In honor of the American Bar Association's Pro Bono Celebration Week, Legal Aid of West Virginia reached out to a few of our attorney volunteers to ask them the reasons they do pro bono work. These attorneys inspire us, and we hope they will inspire other attorneys to consider pro bono service.
Rule 6.1 of the West Virginia Rules of Professional Conduct encourages attorneys to engage in pro bono service as a professional ethical responsibility. But there are a lot of other great reasons to engage in pro bono. Please enjoy these 6.1 reasons why you should consider engaging in pro bono service.
Reason 1: To Impact Lives
"The power of the law is its impact upon people and communities. Everyday people in our community suffer from unmet legal needs because they lack resources to retain counsel who can help them. As a lawyer I have the ability to meet those needs and make a profound impact upon the lives of those in our community by giving my time to Legal Aid of West Virginia. The power of the law to improve lives is profound. The privilege of being a lawyer comes with the duty to serve our community and those in need. It is an honor to work with Legal Aid of West Virginia to serve people in need."
-Jared Tully, Frost Brown Todd, Charleston, West Virginia
Reason 2: To Use your Legal Skills to Benefit the Community
"As so many in our communities are suffering, using your legal skills to provide help is more important than ever. As attorneys, we have a unique set of skills and knowledge not available to all. Engaging in pro bono service to benefit your community improves not only the lives of those you represent, but it also improves the public’s perception of the work we do."
-Monica Hadadd, West Virginia State Bar President, Monica Hadadd Mediation, Morgantown, West Virginia
Reason 3: To Do the Right Thing
"If you have a talent, passion or skill, share it with others because it's the right thing to do.

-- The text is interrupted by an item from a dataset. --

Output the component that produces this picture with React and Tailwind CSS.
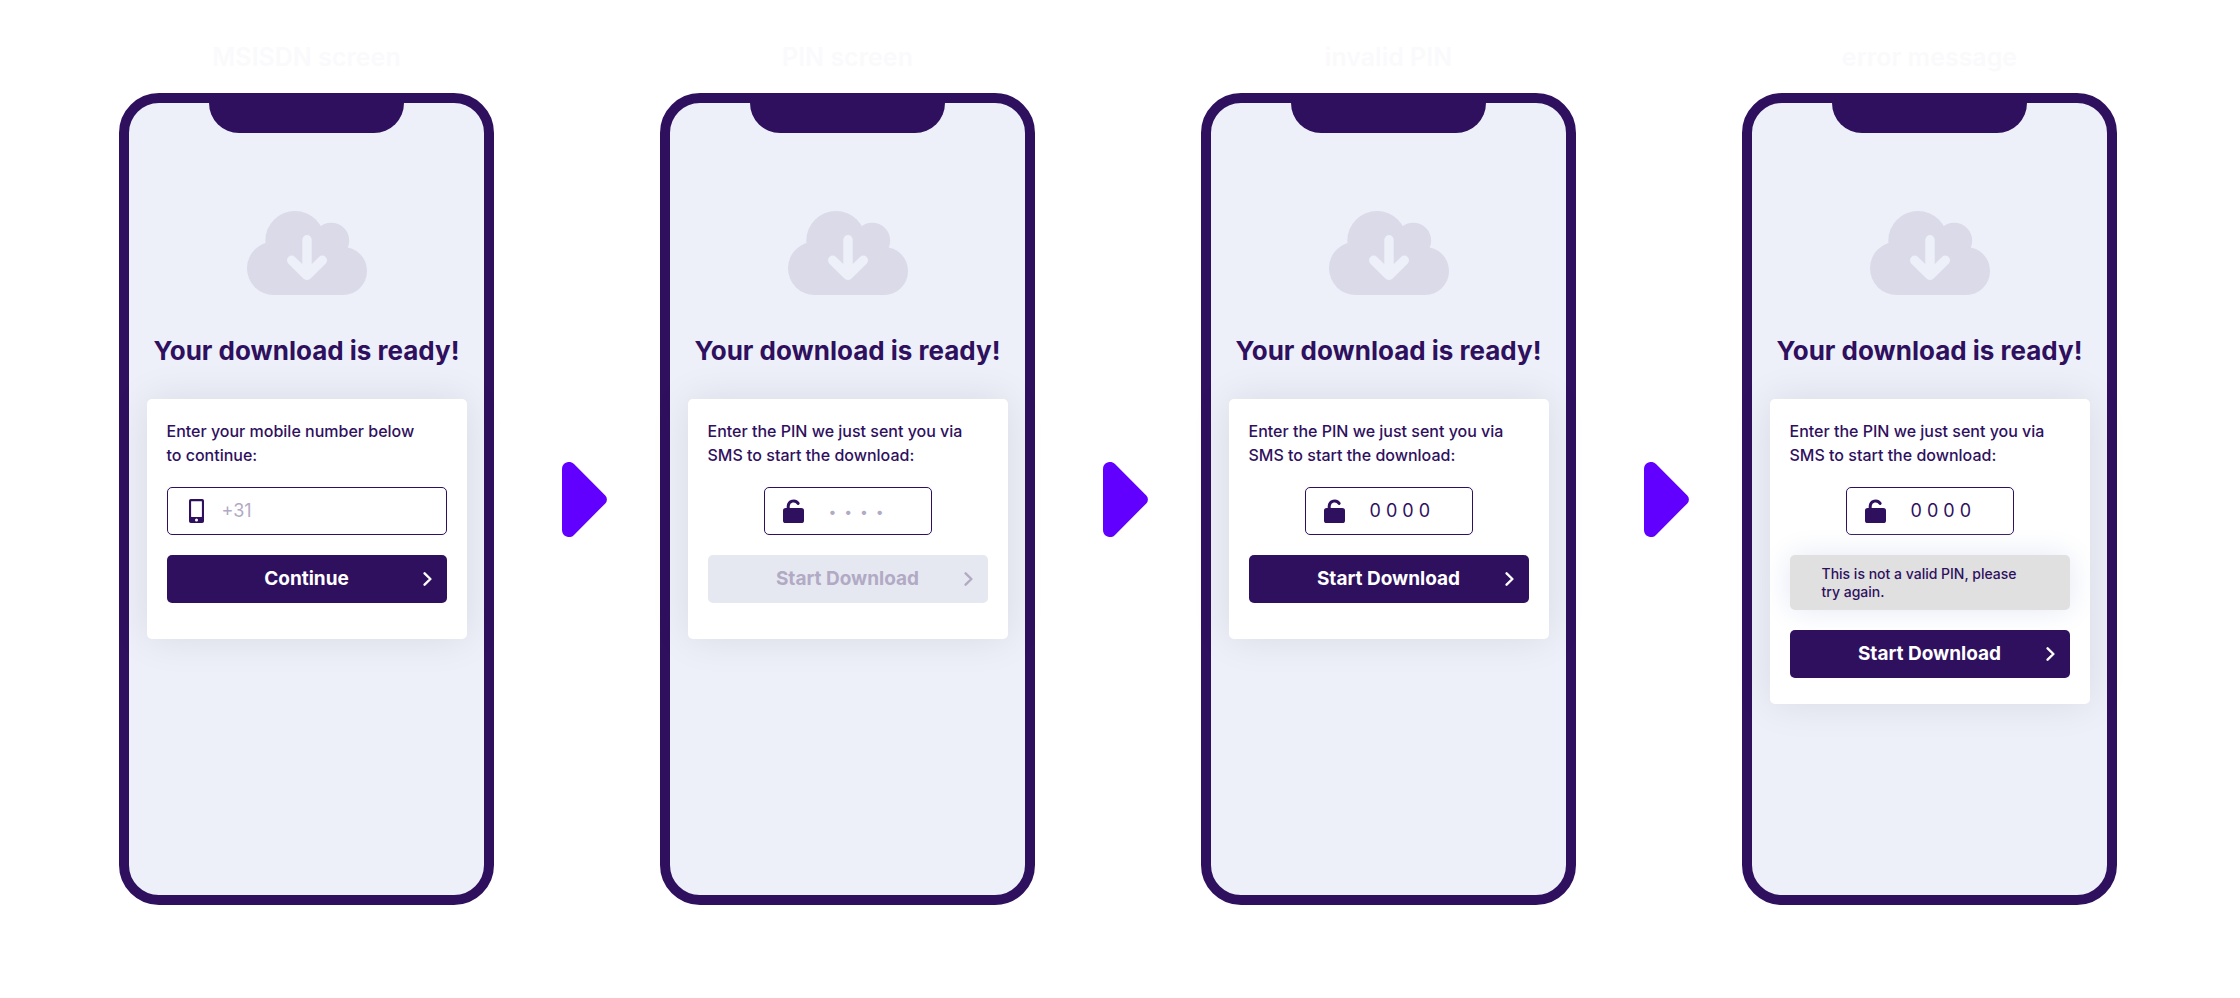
import React, { Fragment, useState } from "react";

const screens = [
  {
    id: "msisdn",
    label: "MSISDN screen",
    text: "Enter your mobile number below to continue:",
    type: "phone",
    placeholder: "+31",
    button: "Continue",
  },
  {
    id: "pin",
    label: "PIN screen",
    text: "Enter the PIN we just sent you via SMS to start the download:",
    type: "pin",
    placeholder: "•  •  •  •",
    button: "Start Download",
    disabled: true,
  },
  {
    id: "invalid",
    label: "invalid PIN",
    text: "Enter the PIN we just sent you via SMS to start the download:",
    type: "pin",
    value: "0 0 0 0",
    button: "Start Download",
  },
  {
    id: "error",
    label: "error message",
    text: "Enter the PIN we just sent you via SMS to start the download:",
    type: "pin",
    value: "0 0 0 0",
    error: "This is not a valid PIN, please try again.",
    button: "Start Download",
  },
];

const CloudIcon = () => (
  <svg width="120" height="84" viewBox="0 0 120 84" aria-hidden="true">
    <g fill="#dbdae8">
      <circle cx="48" cy="29.7" r="29.7" />
      <circle cx="84.2" cy="29.7" r="18" />
      <circle cx="26.7" cy="57.3" r="26.7" />
      <circle cx="96" cy="60" r="24" />
      <path d="M27 40h69v44H27z" />
    </g>
    <path
      d="M60 28.7v35.6M44.7 49.3 60 64.4l15.3-15.1"
      fill="none"
      stroke="#edf0f8"
      strokeWidth="9.4"
      strokeLinecap="round"
      strokeLinejoin="round"
    />
  </svg>
);

const MobileIcon = () => (
  <svg width="15" height="24" viewBox="0 0 15 24" role="img" aria-label="Mobile number">
    <path
      fill="#2f105e"
      fillRule="evenodd"
      d="M1.8 0h11.4A1.8 1.8 0 0 1 15 1.8v20.4a1.8 1.8 0 0 1-1.8 1.8H1.8A1.8 1.8 0 0 1 0 22.2V1.8A1.8 1.8 0 0 1 1.8 0zM2.5 2.2a.4.4 0 0 0-.4.4v15a.4.4 0 0 0 .4.4h10a.4.4 0 0 0 .4-.4v-15a.4.4 0 0 0-.4-.4zM7.5 19.4a1.5 1.5 0 1 0 0 3 1.5 1.5 0 0 0 0-3z"
    />
  </svg>
);

const UnlockIcon = () => (
  <svg width="21" height="24" viewBox="0 0 21 24" role="img" aria-label="PIN">
    <rect y="9" width="21" height="15" rx="2.6" fill="#2f105e" />
    <path
      d="M5.2 11V7a5.4 5.4 0 0 1 9.9-2.6"
      fill="none"
      stroke="#2f105e"
      strokeWidth="3"
      strokeLinecap="round"
    />
  </svg>
);

const Chevron = () => (
  <svg width="9" height="14" viewBox="0 0 9 14" aria-hidden="true">
    <path
      d="M1.6 1.3 7.4 7l-5.8 5.7"
      fill="none"
      stroke="currentColor"
      strokeWidth="2.4"
      strokeLinecap="round"
      strokeLinejoin="round"
    />
  </svg>
);

const Arrow = () => (
  <div className="w-[166px] h-[812px] pl-[68px] flex items-center">
    <svg width="45" height="75" viewBox="0 0 45 75" aria-hidden="true">
      <path
        fill="#6200ff"
        d="M0 7a7 7 0 0 1 12-4.9L43.3 33.6a5.5 5.5 0 0 1 0 7.8L12 72.9A7 7 0 0 1 0 68z"
      />
    </svg>
  </div>
);

const Field = ({ screen }) => {
  const [value, setValue] = useState(screen.value || "");
  const isPhone = screen.type === "phone";

  return (
    <div
      className={
        isPhone
          ? "flex items-center h-12 border border-[#2f105e] rounded-[5px]"
          : "flex items-center h-12 w-[168px] mx-auto border border-[#2f105e] rounded-[5px]"
      }
    >
      <label
        htmlFor={screen.id}
        className={
          isPhone ? "w-[54px] pl-[21px] shrink-0" : "w-16 pl-[18px] shrink-0"
        }
      >
        {isPhone ? <MobileIcon /> : <UnlockIcon />}
      </label>
      <input
        id={screen.id}
        type={isPhone ? "tel" : "text"}
        placeholder={screen.placeholder}
        value={value}
        onChange={(e) => setValue(e.target.value)}
        className={
          isPhone
            ? "w-full min-w-0 text-lg leading-6 outline-none placeholder:text-[#b2aac5]"
            : "w-full min-w-0 text-lg leading-6 outline-none placeholder:text-sm placeholder:leading-6 placeholder:text-[#b2aac5]"
        }
      />
    </div>
  );
};

const Phone = ({ screen }) => (
  <section className="w-[375px]">
    <h2 className="mb-[18px] text-center text-[25px] leading-9 font-semibold text-[#fafafc]">
      {screen.label}
    </h2>
    <div className="min-h-[812px] flex flex-col items-center border-10 border-[#2f105e] rounded-[40px] bg-[#edf0f8]">
      <div className="w-[195px] h-[30px] rounded-b-[30px] bg-[#2f105e]" />
      <div className="mt-[78px]">
        <CloudIcon />
      </div>
      <h1 className="mt-[38px] text-[26px] leading-9 font-bold whitespace-nowrap">
        Your download is ready!
      </h1>
      <form
        onSubmit={(e) => e.preventDefault()}
        className={
          screen.error
            ? "w-80 mt-[30px] p-5 pb-[26px] flex flex-col gap-5 rounded-[5px] bg-white shadow-[0_0_40px_rgba(0,0,0,0.09)]"
            : "w-80 mt-[30px] p-5 pb-9 flex flex-col gap-5 rounded-[5px] bg-white shadow-[0_0_40px_rgba(0,0,0,0.09)]"
        }
      >
        <p className="pr-4 text-base leading-6 font-medium">{screen.text}</p>
        <Field screen={screen} />
        {screen.error && (
          <p
            role="alert"
            className="h-[55px] px-8 flex items-center rounded-[5px] bg-[#e0e0e0] text-sm leading-[18px] font-medium shadow-[0_0_30px_#e4e8f4]"
          >
            {screen.error}
          </p>
        )}
        <button
          type="submit"
          disabled={screen.disabled}
          className="h-12 px-[15px] grid grid-cols-[1fr_auto_1fr] items-center rounded-[5px] bg-[#2f105e] text-[19px] font-bold text-white disabled:bg-[#e5e8f1] disabled:text-[#b2aac5]"
        >
          <span className="col-start-2">{screen.button}</span>
          <span className="justify-self-end">
            <Chevron />
          </span>
        </button>
      </form>
    </div>
  </section>
);

function App() {
  return (
    <main className="flex flex-wrap justify-center items-end pt-[39px] pb-[93px] pr-1 bg-white font-['Inter',sans-serif] text-[#2f105e]">
      {screens.map((screen, i) => (
        <Fragment key={screen.id}>
          {i > 0 && <Arrow />}
          <Phone screen={screen} />
        </Fragment>
      ))}
    </main>
  );
}

export default App;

That's as simple as it gets for me. Learned it from my parents and grandparents, and it's part of my make-up."
-Lorraine Eckard, Eckard Law Office, Wheeling, West Virginia
Reason 4: To Grow as a Lawyer
"The people I have represented pro bono through Legal Aid have helped me as much as I have helped them. They have helped me to meet a lot of great people, to learn new skills, and to assist in getting justice to those that could not afford a lawyer.
My pro bono clients have helped me grow as a lawyer and they serve as a good reminder of why I went to law school in the first place."
Woody Hill Attorneys at Law
, Charleston, West Virginia
Reason 5: To Help Those Who May Not Get Help Otherwise
"It takes courage to do pro bono work because some of the folks you meet are in tough situations. Take pride in helping those that need it the most, the underserved. Don't be afraid to do what has to be done to help those in need. Sometimes the individuals that need pro bono help are those that find themselves in the most difficult situations.
The one thing that is the best from pro bono services are the genuine smiles and hugs you get from those you help."
-Patricia Beavers, Beavers Law Firm, Princeton, West Virginia
Reason 6: To empower people
“It’s an honor to empower someone making what could be a life changing decision. You listen to their story and provide the accurate information necessary for them to move forward.”
-Daya Wright, Daya Masada Wright Law Office, Buckhannon, West Virginia
Reason 6.1: To Fulfill Your Professional Responsibility
Rule 6.1 of the WV Rules of Professional Conduct-Voluntary Pro Bono Publico Service
Every lawyer has a professional responsibility to provide legal services to those unable to pay. In fulfilling this responsibility, the lawyer should:
- provide legal services without fee or expectation of fee to:
- persons of limited means or
- charitable, religious, civic, community, governmental and educational organizations in matters that are designed primarily to address the needs of persons of limited means; and
provide any additional services through:
- delivery of legal services at no fee or substantially reduced fee to individuals, groups or organizations seeking to secure or protect civil rights, civil liberties or public rights, or charitable, religious, civic, community, governmental and educational organizations in matters in furtherance of their organizational purposes, where the payment of standard legal fees would significantly deplete the organization’s economic resources or would be otherwise inappropriate;
- delivery of legal services at a substantially reduced fee to persons of limited means; or
- participation in activities for improving the law, the legal system or the legal profession.
In addition, a lawyer should voluntarily contribute financial support to organizations that provide legal services to persons of limited means.